Moka Pot Brew Guide
What you'll need
- 20-22g of freshly roasted whole coffee beans
- Gooseneck kettle (electric/stove) to boil water
- Filtered water or mineral water
- Hand grinder or automatic grinder (with conical or round burrs for best results)
- Digital Scale
- Moka Pot
- Towel to hold the Moka Pot while it's hot
- Electric/gas Stove top
- Your favorite coffee cup
Prepare the water
- Boil to the desired temperature.
Weigh out the desired amount of coffee
- Use a digital scale to measure the whole bean weight before grinding. Typical Moka Pots normally brew using 20-22g of coffee.
Grind your coffee beans
- Grind the coffee to a texture slightly coarser than espresso (i.e. coarser than table salt).
- Always experiment with your grind just like with the other aspects of your brewing process.
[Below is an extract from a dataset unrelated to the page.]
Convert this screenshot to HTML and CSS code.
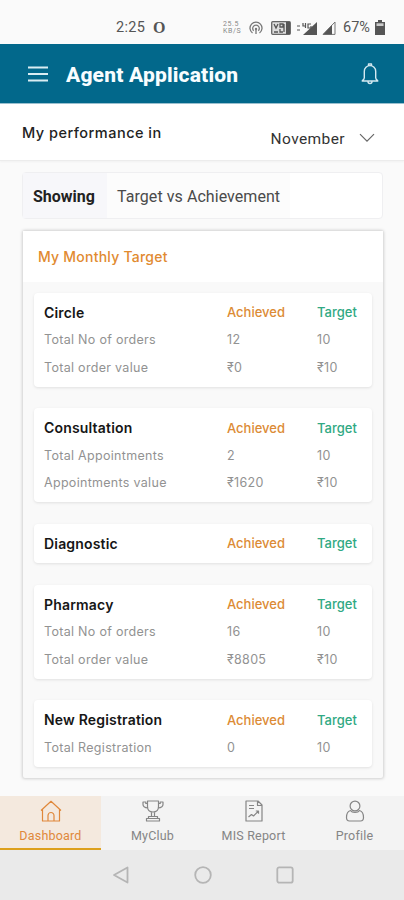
FILE: index.html
```
<!DOCTYPE html>
<html lang="en">
<head>
<meta charset="utf-8">
<title>Agent Application</title>
<link rel="stylesheet" href="styles.css">
</head>
<body>
<div class="status">
  <span class="time">2:25</span><span class="opera">O</span>
  <span class="speed"><span>25.5</span><span>KB/S</span></span>
  <svg class="hotspot" width="14" height="14" viewBox="0 0 14 14" fill="none" stroke="#777" stroke-width="1.3"><path d="M3.5 12A6 6 0 1 1 10.500 12M4.700 9.800A3.300 3.300 0 1 1 9.300 9.800"/><circle cx="7" cy="8" r="1.200" fill="#777" stroke="none"/><path d="M7 9v4"/></svg>
  <svg class="volte" width="20" height="14" viewBox="0 0 20 14"><rect x=".7" y=".7" width="18.600" height="12.600" rx="1" fill="#ddd" stroke="#666" stroke-width="1.300"/><path d="M3 3l2 4 2-4M9 3h3v3H9zM3 11h4M9 8v3h3M13 3v8" fill="none" stroke="#555" stroke-width="1.300"/><path d="M15 1h4v12h-4z" fill="#555"/></svg>
  <svg class="sig1" width="22" height="14" viewBox="0 0 22 14"><path d="M21 1v13H7z" fill="#555"/><path d="M1 5h3M1 9h3M7 2v3h3M9.500 2v5M15 3h-3v4h3V5" fill="none" stroke="#555" stroke-width="1.200"/></svg>
  <svg class="sig2" width="14" height="14" viewBox="0 0 14 14"><path d="M13 1v12.400H1z" fill="none" stroke="#777"/><path d="M10 4v9.500H1z" fill="#555"/></svg>
  <span class="pct">67%</span>
  <svg class="batt" width="10" height="15" viewBox="0 0 10 15"><path d="M3 0h4v2h3v13H0V2h3z" fill="#555"/><path d="M1.500 3.300h7v2.700h-7z" fill="#ccc"/></svg>
</div>
<header class="appbar">
  <svg class="menu" width="20" height="16" viewBox="0 0 20 16" stroke="#d9edf3" stroke-width="2.200"><path d="M0 1.500h20M0 8h20M0 14.500h20"/></svg>
  <h1>Agent Application</h1>
  <svg class="bell" width="18" height="22" viewBox="0 0 18 22" fill="none" stroke="#d5eaf2" stroke-width="1.400" stroke-linejoin="round"><path d="M7.500 2.600V1h3v1.600M3.300 15.500V8.300a5.700 5.700 0 0 1 11.400 0v7.200M3.300 15.500L1.200 18h15.600l-2.100-2.500M7 18.500a2 2 0 0 0 4 0"/></svg>
</header>
<section class="period">
  <span class="label">My performance in</span>
  <span class="month">November</span>
  <svg width="16" height="10" viewBox="0 0 16 10" fill="none" stroke="#666" stroke-width="1.200"><path d="M1 1.200l7 7 7-7"/></svg>
</section>
<main>
  <div class="showing"><b>Showing</b><span>Target vs Achievement</span></div>
  <section class="panel">
    <h2>My Monthly Target</h2>
    <div class="cards">
      <article>
        <div class="row head"><span>Circle</span><span>Achieved</span><span>Target</span></div>
        <div class="row"><span>Total No of orders</span><span>12</span><span>10</span></div>
        <div class="row"><span>Total order value</span><span>₹0</span><span>₹10</span></div>
      </article>
      <article>
        <div class="row head"><span>Consultation</span><span>Achieved</span><span>Target</span></div>
        <div class="row"><span>Total Appointments</span><span>2</span><span>10</span></div>
        <div class="row"><span>Appointments value</span><span>₹1620</span><span>₹10</span></div>
      </article>
      <article>
        <div class="row head"><span>Diagnostic</span><span>Achieved</span><span>Target</span></div>
      </article>
      <article>
        <div class="row head"><span>Pharmacy</span><span>Achieved</span><span>Target</span></div>
        <div class="row"><span>Total No of orders</span><span>16</span><span>10</span></div>
        <div class="row"><span>Total order value</span><span>₹8805</span><span>₹10</span></div>
      </article>
      <article>
        <div class="row head"><span>New Registration</span><span>Achieved</span><span>Target</span></div>
        <div class="row"><span>Total Registration</span><span>0</span><span>10</span></div>
      </article>
    </div>
  </section>
</main>
<nav class="tabs">
  <a class="active"><svg width="22" height="22" viewBox="0 0 22 22"><path d="M1 10.500L11 1.300l10 9.200M2.500 9.200V21h5.500v-5.500a3 3 0 0 1 6 0V21h5.500V9.200M8 21h6"/></svg><span>Dashboard</span></a>
  <a><svg width="22" height="22" viewBox="0 0 22 22"><path d="M5.500 1h11v5.500c0 3.500-2 5.500-5.500 5.500s-5.500-2-5.500-5.500zM5.500 3.500H3.800V2H1v2.500c0 2 2 3.200 5 3.500M16.500 3.500h1.700V2H21v2.500c0 2-2 3.200-5 3.500M9.500 12v4.500M12.500 12v4.500M6.500 16.500h9v2h-9zM4.500 18.500h13V21h-13z"/></svg><span>MyClub</span></a>
  <a><svg width="22" height="22" viewBox="0 0 22 22"><path d="M3 1h12l4 4v16H3zM14.500 1v4.500H19M6 5.500h5M6 8.500h5M5.500 17l3-2.500 2 1.500 5-5M12.800 11h2.700v2.700"/></svg><span>MIS Report</span></a>
  <a><svg width="22" height="22" viewBox="0 0 22 22"><circle cx="11" cy="6" r="4.900"/><path d="M6.500 10.500c-2.800.8-4 3.500-4 7 0 2.500 1 3.500 3 3.500h11c2 0 3-1 3-3.500 0-3.500-1.200-6.200-4-7-1.500 2.600-7.500 2.600-9 0z"/></svg><span>Profile</span></a>
</nav>
<footer class="sys">
  <svg width="18" height="18" viewBox="0 0 18 18"><path d="M15.500 1.500v15L2 9z"/></svg>
  <svg width="18" height="18" viewBox="0 0 18 18"><circle cx="9" cy="9" r="7.800"/></svg>
  <svg width="18" height="18" viewBox="0 0 18 18"><rect x="1.300" y="1.300" width="15.400" height="15.400" rx="2"/></svg>
</footer>
</body>
</html>
```
FILE: styles.css
```
* { box-sizing: border-box; }
body { margin: 0; width: 404px; height: 900px; overflow: hidden; display: flex; flex-direction: column; background: #fafafa; font-family: Inter, "Noto Sans", sans-serif; color: #333; }
svg { display: block; flex: none; }
span, b, h1, h2 { white-space: nowrap; }

.status { height: 44px; flex: none; display: flex; align-items: center; padding: 11px 19px 0 116px; font: 14.5px Roboto, sans-serif; color: #555; }
.time { width: 37px; letter-spacing: .3px; }
.opera { font: bold 16px "Liberation Serif", serif; width: 70px; }
.speed { display: flex; flex-direction: column; width: 18px; font-size: 7px; line-height: 7px; color: #888; letter-spacing: .6px; margin-right: 8px; }
.hotspot { margin-right: 8px; }
.volte { margin-right: 5px; }
.sig1 { margin-right: 4px; }
.sig2 { margin-right: 7px; }
.pct { flex: 1; }

.appbar { height: 60px; flex: none; display: flex; align-items: center; padding: 0 25px 0 28px; background: #02688b; border-bottom: 1px solid #9ac0cf; }
.appbar h1 { flex: 1; margin: 2px 0 0 18px; font: 800 21px Roboto, sans-serif; letter-spacing: .18px; color: #f8fdff; }
.bell { margin-top: 1px; }

.period { height: 57px; flex: none; display: flex; align-items: flex-start; padding: 0 29px 0 22px; background: #fff; border-bottom: 1px solid #ececec; box-shadow: 0 1px 2px #0000000a; }
.label { flex: 1; margin-top: 20px; font-size: 14.500px; line-height: 18px; font-weight: 500; letter-spacing: .48px; color: #222; }
.month { margin: 26px 14px 0 0; font: 15.5px/18px Roboto, sans-serif; letter-spacing: .4px; color: #333; }
.period svg { margin-top: 29px; }

main { flex: 1; padding: 11px 21px 0 22px; min-height: 0; }
.showing { height: 47px; display: flex; align-items: stretch; border: 1px solid #efeff1; border-radius: 4px; background: #fff; font-family: Roboto, sans-serif; font-size: 16px; line-height: 48px; }
.showing b { width: 84px; padding-left: 10px; background: #f7f7fa; font-weight: 700; color: #222; }
.showing span { width: 183px; padding-left: 10px; background: #fcfcfc; letter-spacing: .06px; color: #4a4a4a; }

.panel { margin: 12px 0 0 1px; height: 547px; background: #f9f9f9; border-radius: 2px; box-shadow: 0 0 3px 1px #0000002b; }
.panel h2 { margin: 0; height: 51px; padding-left: 15px; background: #fff; font-size: 14px; line-height: 52px; font-weight: 500; letter-spacing: .23px; color: #e18a30; }
.cards { display: flex; flex-direction: column; gap: 21.700px; padding: 10.500px 11px 0; }
article { padding: 5.500px 10px; background: #fff; border-radius: 4px; box-shadow: 0 1px 3px #0000001a; }
.row { display: grid; grid-template-columns: 183px 90px 1fr; height: 27.500px; align-items: center; font-size: 12.500px; letter-spacing: .3px; color: #929292; }
.head { height: 28px; font-size: 13px; font-weight: 500; letter-spacing: 0; }
.head span:nth-child(1) { font-size: 14px; font-weight: 600; letter-spacing: .18px; color: #161616; }
.head span:nth-child(2) { color: #dc8b35; }
.head span:nth-child(3) { color: #30a983; }

.tabs { height: 54px; flex: none; display: grid; grid-template-columns: repeat(4, 1fr); background: #f3f3f3; }
.tabs a { display: flex; flex-direction: column; align-items: center; padding-top: 4px; font: 12.500px/15px Roboto, sans-serif; letter-spacing: .2px; color: #858585; }
.tabs a:not(.active) { padding-left: 2px; }
.tabs span { margin-top: 6px; }
.tabs svg { fill: none; stroke: #858585; stroke-width: 1.200; stroke-linejoin: round; }
.tabs .active { background: #f4e9de; color: #e0883a; border-bottom: 2px solid #dda01c; }
.tabs .active svg { stroke: #e0883a; }

.sys { height: 50px; flex: none; display: flex; justify-content: center; align-items: center; gap: 64px; padding-left: 2px; background: #eaeaea; }
.sys svg { fill: none; stroke: #b5b5b5; stroke-width: 1.800; stroke-linejoin: round; }
```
You may try today’s brew with a fine grind and depending on how you like the taste, you may change the grind size to be larger or smaller. There is no one-size-suits-all grind; experiment to find out which grind size suits your coffee best for your taste.
Prepare the Moka Pot
- Unscrew the bottom half of the Moka pot and fill it with freshly boiled water. Pour the water just below the pressure valve.
- Pro tip: Avoid using cold water to fill the base as this will increase the brewing time for your coffee and cause your coffee to taste bitter.
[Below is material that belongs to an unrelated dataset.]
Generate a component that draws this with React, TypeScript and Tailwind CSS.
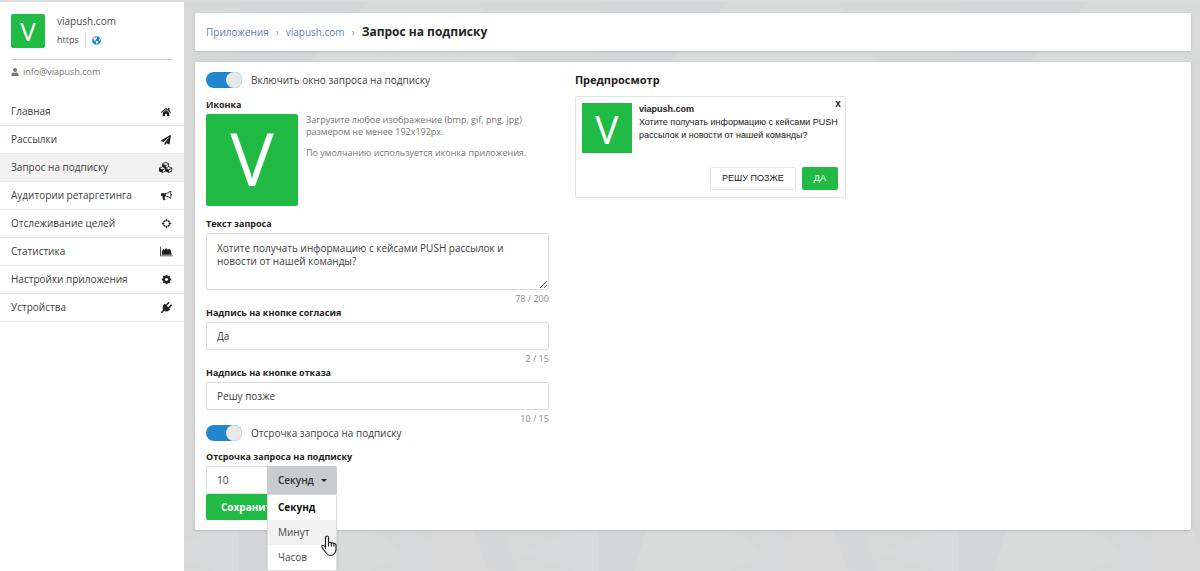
import { useState } from "react";
import type { ReactNode } from "react";
import { FaGlobeAmericas, FaHome, FaPaperPlane, FaUser } from "react-icons/fa";

const svgIcon = (viewBox: string, d: string, className: string) => (
  <svg viewBox={viewBox} fill="currentColor" className={className} aria-hidden="true">
    <path d={d} />
  </svg>
);

const cubes = svgIcon(
  "0 0 2304 1792",
  "M640 1632l384-192v-314l-384 164v342zm-64-454l404-173-404-173-404 173zm1088 454l384-192v-314l-384 164v342zm-64-454l404-173-404-173-404 173zm-448-293l384-165v-266l-384 164v267zm-64-379l441-189-441-189-441 189zm1088 518v416q0 36-19 67t-52 47l-448 224q-25 14-57 14t-57-14l-448-224q-4-2-7-4-2 2-7 4l-448 224q-25 14-57 14t-57-14l-448-224q-33-16-52-47t-19-67v-416q0-38 21.5-70t56.5-48l434-186v-400q0-38 21.5-70t56.5-48l448-192q23-10 50-10t50 10l448 192q35 16 56.5 48t21.5 70v400l434 186q36 16 57 48t21 70z",
  "h-[11px] w-[14px]"
);

const bullhorn = svgIcon(
  "0 0 1792 1792",
  "M1664 640q53 0 90.5 37.5t37.5 90.5-37.5 90.5-90.5 37.5v384q0 52-38 90t-90 38q-417-347-812-380-58 19-91 66t-31 100.5 40 92.5q-20 33-23 65.5t6 58 33.5 55 48 50 61.5 50.5q-29 58-111.5 83t-168.5 11.5-132-55.5q-7-23-29.5-87.5t-32-94.5-23-89-15-101 3.5-98 22-110.5h-122q-66 0-113-47t-47-113v-192q0-66 47-113t113-47h480q435 0 896-384 52 0 90 38t38 90v384zm-128 604v-954q-394 302-768 343v270q377 42 768 341z",
  "size-[11px]"
);

const areaChart = svgIcon(
  "0 0 2048 1792",
  "M2048 1536v128h-2048v-1536h128v1408h1920zM256 1408v-500l240-420 200 160 270-320 250 300 220-160 240 160 200 780z",
  "h-[11px] w-[13px]"
);

const cog = svgIcon(
  "0 0 1792 1792",
  "M1152 896q0-106-75-181t-181-75-181 75-75 181 75 181 181 75 181-75 75-181zm512-109v222q0 12-8 23t-20 13l-185 28q-19 54-39 91 35 50 107 138 10 12 10 25t-9 23q-27 37-99 108t-94 71q-12 0-26-9l-138-108q-44 23-91 38-16 136-29 186-7 28-36 28h-222q-14 0-24.5-8.5t-11.5-21.5l-28-184q-49-16-90-37l-141 107q-10 9-25 9-14 0-25-11-126-114-165-168-7-10-7-23 0-12 8-23 15-21 51-66.5t54-70.5q-27-50-41-99l-183-27q-13-2-21-12.5t-8-23.5v-222q0-12 8-23t19-13l186-28q14-46 39-92-40-57-107-138-10-12-10-24 0-10 9-23 26-36 98.5-107.5t94.5-71.5q13 0 26 10l138 107q44-23 91-38 16-136 29-186 7-28 36-28h222q14 0 24.5 8.5t11.5 21.5l28 184q49 16 90 37l142-107q9-9 24-9 13 0 25 10 129 119 165 170 7 8 7 22 0 12-8 23-15 21-51 66.5t-54 70.5q26 50 41 98l183 28q13 2 21 12.5t8 23.5z",
  "size-[11px]"
);

const plug = svgIcon(
  "0 0 1792 1792",
  "M1755 453q37 38 37 90.5t-37 90.5l-401 400 150 150-160 160q-163 163-389.5 186.5t-411.5-100.5l-362 362h-181v-181l362-362q-124-185-100.5-411.5t186.5-389.5l160-160 150 150 400-401q38-37 91-37t90 37 37 90.5-37 90.5l-400 401 234 234 401-400q38-37 91-37t90 37z",
  "size-[11px]"
);

const crosshairs = (
  <svg viewBox="0 0 22 22" fill="none" stroke="currentColor" strokeWidth="2.8" className="size-[11px]" aria-hidden="true">
    <path d="M8.500 4.800L4.800 8.500M13.500 4.800L17.200 8.500M17.200 13.500L13.500 17.200M8.500 17.200L4.800 13.500M11 1.500V6.500M11 15.500v5M1.500 11H6.500M15.500 11h5" />
  </svg>
);

const menu: { label: string; icon: ReactNode; active?: boolean }[] = [
  { label: "Главная", icon: <FaHome className="size-[10px]" /> },
  { label: "Рассылки", icon: <FaPaperPlane className="size-[10px]" /> },
  { label: "Запрос на подписку", icon: cubes, active: true },
  { label: "Аудитории ретаргетинга", icon: bullhorn },
  { label: "Отслеживание целей", icon: crosshairs },
  { label: "Статистика", icon: areaChart },
  { label: "Настройки приложения", icon: cog },
  { label: "Устройства", icon: plug },
];

const units = ["Секунд", "Минут", "Часов"];

function Logo({ className }: { className: string }) {
  return (
    <div className={`flex shrink-0 items-center justify-center bg-[#21ba45] leading-none text-white ${className}`}>
      V
    </div>
  );
}

function Sidebar() {
  return (
    <aside className="w-[184px] shrink-0 bg-white">
      <div className="mx-[11px] flex items-end gap-3 border-b border-[#d4d4d5] pt-[9px] pb-[11px]">
        <Logo className="size-[34px] rounded-xs text-[26px]" />
        <div className="flex flex-col gap-px text-[#4a4a4a]">
          <span className="text-[10px] leading-5">viapush.com</span>
          <div className="flex items-center text-[9px] leading-4">
            <span className="border-r border-[#d4d4d5] pr-[6px]">https</span>
            <a href="#site" aria-label="Открыть сайт" className="ml-[6px] text-[#2185d0]">
              <FaGlobeAmericas className="size-[9px]" />
            </a>
          </div>
        </div>
      </div>
      <div className="mx-[11px] flex h-6 items-center gap-1 text-[9px] text-[#767676]">
        <FaUser className="size-2" />
        <span>info@viapush.com</span>
      </div>
      <nav className="mt-[14px]">
        {menu.map((item) => (
          <a
            key={item.label}
            href="#menu"
            className={`flex h-7 items-center justify-between border-b border-[#e8e8e8] px-[11px] text-[10px] text-[#3d3d3d] ${
              item.active ? "bg-[#f2f2f2]" : ""
            }`}
          >
            {item.label}
            <span className="flex w-[14px] justify-center text-[#222]">{item.icon}</span>
          </a>
        ))}
      </nav>
    </aside>
  );
}

function Toggle({ id, label }: { id: string; label: string }) {
  const [on, setOn] = useState(true);
  return (
    <div className="flex h-4 items-center gap-[9px]">
      <input
        id={id}
        type="checkbox"
        role="switch"
        checked={on}
        onChange={() => setOn(!on)}
        className="flex h-4 w-9 appearance-none justify-start rounded-full bg-[#ccc] before:size-4 before:rounded-full before:bg-[#e8e8e8] checked:justify-end checked:bg-[#2185d0]"
      />
      <label htmlFor={id} className="text-[10px] leading-4 text-[#3d3d3d]">
        {label}
      </label>
    </div>
  );
}

const labelClass = "mb-px block text-[9px] leading-4 font-bold text-[#222]";
const inputClass = "w-full rounded-xs border border-[#dededf] bg-white px-[10px] text-[10px] text-[#3d3d3d] outline-none";

function Counter({ value, max }: { value: number; max: number }) {
  return (
    <p className="mt-[3px] text-right text-[9px] leading-3 text-[#8a8a8a]">
      {value} / {max}
    </p>
  );
}

function DelayField() {
  const [unit, setUnit] = useState("Секунд");
  const [open, setOpen] = useState(true);

  return (
    <div className="flex">
      <input
        id="delay"
        type="text"
        defaultValue="10"
        className="h-7 w-[61px] rounded-l-xs border border-r-0 border-[#dededf] px-[10px] text-[10px] text-[#3d3d3d] outline-none"
      />
      <div className="relative w-[70px]">
        <select
          aria-label="Единица времени"
          value={unit}
          onChange={(e) => setUnit(e.target.value)}
          onMouseDown={(e) => {
            e.preventDefault();
            setOpen(!open);
          }}
          className="block h-7 w-full appearance-none rounded-tr-xs bg-[#cacbcd] pl-[11px] text-[10px] font-semibold text-[#333] outline-none"
        >
          {units.map((u) => (
            <option key={u}>{u}</option>
          ))}
        </select>
        <svg viewBox="0 0 10 5" className="pointer-events-none absolute top-[13px] right-[10px] h-[3px] w-[6px]" aria-hidden="true">
          <path d="M0 0h10L5 5z" fill="#222" />
        </svg>
        {open && (
          <div className="absolute top-7 left-0 z-10 w-full rounded-b-xs border border-[#dededf] bg-white shadow-sm">
            {units.map((u) => (
              <button
                key={u}
                type="button"
                onClick={() => {
                  setUnit(u);
                  setOpen(false);
                }}
                className={`block h-[25px] w-full pl-[10px] text-left text-[10px] ${
                  u === unit ? "font-bold text-[#111]" : "text-[#4a4a4a]"
                } ${u === "Минут" ? "bg-[#f2f2f2]" : ""}`}
              >
                {u}
              </button>
            ))}
            {/* Hand pointer */}
            <svg viewBox="0 0 17 22" className="pointer-events-none absolute top-[40px] -right-px h-[22px] w-[17px]" aria-hidden="true">
              <path
                d="M5.500 13.500V2.500a1.500 1.500 0 0 1 3 0V8c.4-1 2.500-1 2.800.4.500-.9 2.300-.7 2.500.6.700-.6 2.200-.2 2.200 1.200v4.300c0 2-1 3.500-2 4.500-1.500 2-5.500 2-7 0-1-1.300-2.300-2.700-3.500-4.500-1.200-1.700-2.200-2.700-1.700-3.600.9-1.200 2.500-.3 3.700 1.100z"
                fill="#fff"
                stroke="#222"
                strokeWidth="1.2"
                strokeLinejoin="round"
              />
              <path d="M8.500 8v3.500M11.300 8.500v3M13.800 9.500v2" stroke="#222" strokeWidth="1.2" fill="none" />
            </svg>
          </div>
        )}
      </div>
    </div>
  );
}

function Preview() {
  return (
    <section>
      <h2 className="text-[11px] leading-4 font-bold text-[#222]">Предпросмотр</h2>
      <div className="relative mt-2 max-w-[271px] rounded-xs border border-[#e4e4e6] pt-[6px] pr-[3px] pb-[7px] pl-[6px] font-['Liberation_Sans',sans-serif] text-[#222]">
        <div className="flex gap-[7px]">
          <Logo className="size-[50px] font-['Open_Sans',sans-serif] text-[39px]" />
          <div className="text-[9px] leading-[13px]">
            <p className="font-bold">viapush.com</p>
            <p>Хотите получать информацию с кейсами PUSH рассылок и новости от нашей команды?</p>
          </div>
        </div>
        <div className="mt-[14px] flex justify-end gap-[6px] pr-1 text-[9px]">
          <button type="button" className="h-[23px] rounded-xs border border-[#e8e8e8] px-[11px]">
            РЕШУ ПОЗЖЕ
          </button>
          <button type="button" className="h-[23px] rounded-xs bg-[#21ba45] px-3 text-white">
            ДА
          </button>
        </div>
        <button type="button" aria-label="Закрыть" className="absolute top-px right-1 text-[10px] leading-3 font-bold">
          x
        </button>
      </div>
    </section>
  );
}

function Backdrop() {
  return (
    <svg viewBox="0 0 1016 571" preserveAspectRatio="none" className="absolute inset-0 size-full" aria-hidden="true">
      <defs>
        <pattern id="facets" width="360" height="571" patternUnits="userSpaceOnUse" x="55">
          <rect width="360" height="571" fill="#d7d9d9" />
          <path d="M0 0h130l-60 60L0 90z" fill="#d4d6d7" />
          <path d="M130 0h110l40 60H70z" fill="#d9dbdb" />
          <path d="M165 528l50 25-20 18h-40z" fill="#d8d9da" />
          <path d="M260 520h-40l20 51h40z" fill="#d5d6d8" />
          <path d="M360 520l-80 33 55 18h25z" fill="#d9dadc" />
          <path d="M0 520h50l-15 51H0z" fill="#d5d6d9" />
          <path d="M50 520h70l50 35-40 16H35z" fill="#d9dbda" />
          <path d="M195 520h35l20 51h-60z" fill="#d9d9da" />
        </pattern>
      </defs>
      <rect width="1016" height="571" fill="url(#facets)" />
    </svg>
  );
}

export default function App() {
  const [text, setText] = useState("Хотите получать информацию с кейсами PUSH рассылок и новости от нашей команды?");
  const [accept, setAccept] = useState("Да");
  const [decline, setDecline] = useState("Решу позже");

  return (
    <div className="flex min-h-screen border-t-2 border-[#dcdcdc] font-['Open_Sans',sans-serif]">
      <Sidebar />
      <main className="relative flex-1 bg-[#d7d9d9]">
        <Backdrop />
        <div className="relative flex flex-col gap-[11px] py-[11px] pr-[9px] pl-[11px]">
          {/* Breadcrumbs */}
          <nav className="flex h-[38px] items-center gap-[7px] rounded-xs bg-white px-[11px] text-[10px] shadow-sm">
            <a href="#apps" className="text-[#5b83b8]">
              Приложения
            </a>
            <span className="text-[#888]">›</span>
            <a href="#app" className="text-[#5b83b8]">
              viapush.com
            </a>
            <span className="text-[#888]">›</span>
            <h1 className="text-[12px] font-bold text-[#222]">Запрос на подписку</h1>
          </nav>

          <div className="grid grid-cols-[17fr_30fr] gap-[26px] rounded-xs bg-white px-[11px] py-[10px] shadow-sm">
            <form onSubmit={(e) => e.preventDefault()}>
              <Toggle id="enabled" label="Включить окно запроса на подписку" />

              <p className={`mt-[9px] ${labelClass}`}>Иконка</p>
              <div className="mb-[10px] flex gap-2">
                <Logo className="size-[92px] rounded-xs pb-[6px] text-[73px]" />
                <div className="text-[9px] leading-3 text-[#767676]">
                  <p>
                    Загрузите любое изображение (bmp, gif, png, jpg)
                    <br />
                    размером не менее 192x192px.
                  </p>
                  <p className="mt-[9px]">По умолчанию используется иконка приложения.</p>
                </div>
              </div>

              <label htmlFor="text" className={labelClass}>
                Текст запроса
              </label>
              <textarea
                id="text"
                value={text}
                onChange={(e) => setText(e.target.value)}
                className={`block h-[57px] resize-y py-2 leading-[13px] ${inputClass}`}
              />
              <Counter value={text.length} max={200} />

              <label htmlFor="accept" className={labelClass}>
                Надпись на кнопке согласия
              </label>
              <input id="accept" value={accept} onChange={(e) => setAccept(e.target.value)} className={`block h-7 ${inputClass}`} />
              <Counter value={accept.length} max={15} />

              <label htmlFor="decline" className={labelClass}>
                Надпись на кнопке отказа
              </label>
              <input id="decline" value={decline} onChange={(e) => setDecline(e.target.value)} className={`block h-7 ${inputClass}`} />
              <Counter value={decline.length} max={15} />

              <Toggle id="delayed" label="Отсрочка запроса на подписку" />

              <label htmlFor="delay" className={`mt-2 ${labelClass}`}>
                Отсрочка запроса на подписку
              </label>
              <DelayField />
              <button type="submit" className="block h-[26px] rounded-xs bg-[#21ba45] px-[15px] text-[10px] font-bold text-white">
                Сохранить
              </button>
            </form>

            <Preview />
          </div>
        </div>
      </main>
    </div>
  );
}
Fill the filter basket with coffee
- Give the basket a gentle shake to ensure the coffee bed is level; no need to tamp the coffee.
- Place the basket into the Moka Pot base.
Screw on the Moka Pot top to the base.
- Use a towel to hold the base as it will be hot.
Place the Moka Pot on your stove at medium heat.
- You may leave the lid open to observe the brewing process.
- As the water heats and approaches the boiling temperature, the pressure from the water vapor will push the boiling water through the coffee grounds and up through the top chamber.
Wait as the coffee starts to boil up.
- You’ll know when your coffee is done brewing when you hear a hissing, bubbling sound.
- Pro tip: When you remove the Moka Pot from the stove top, rinse the base with cool water to stop the brewing process and avoid over extraction.
Serve and enjoy!
- Keep your coffee tasting best by keeping your Moka Pot clean; you can remove the rubber gaskets and filter baskets from the top and bottom chambers; clean these regularly to remove stale residual coffee oils.
- To maintain the integrity of the rubber gaskets, don’t screw the Moka Pot top and base tightly during storage, this can cause unwanted pressure on the gaskets and wear them out faster.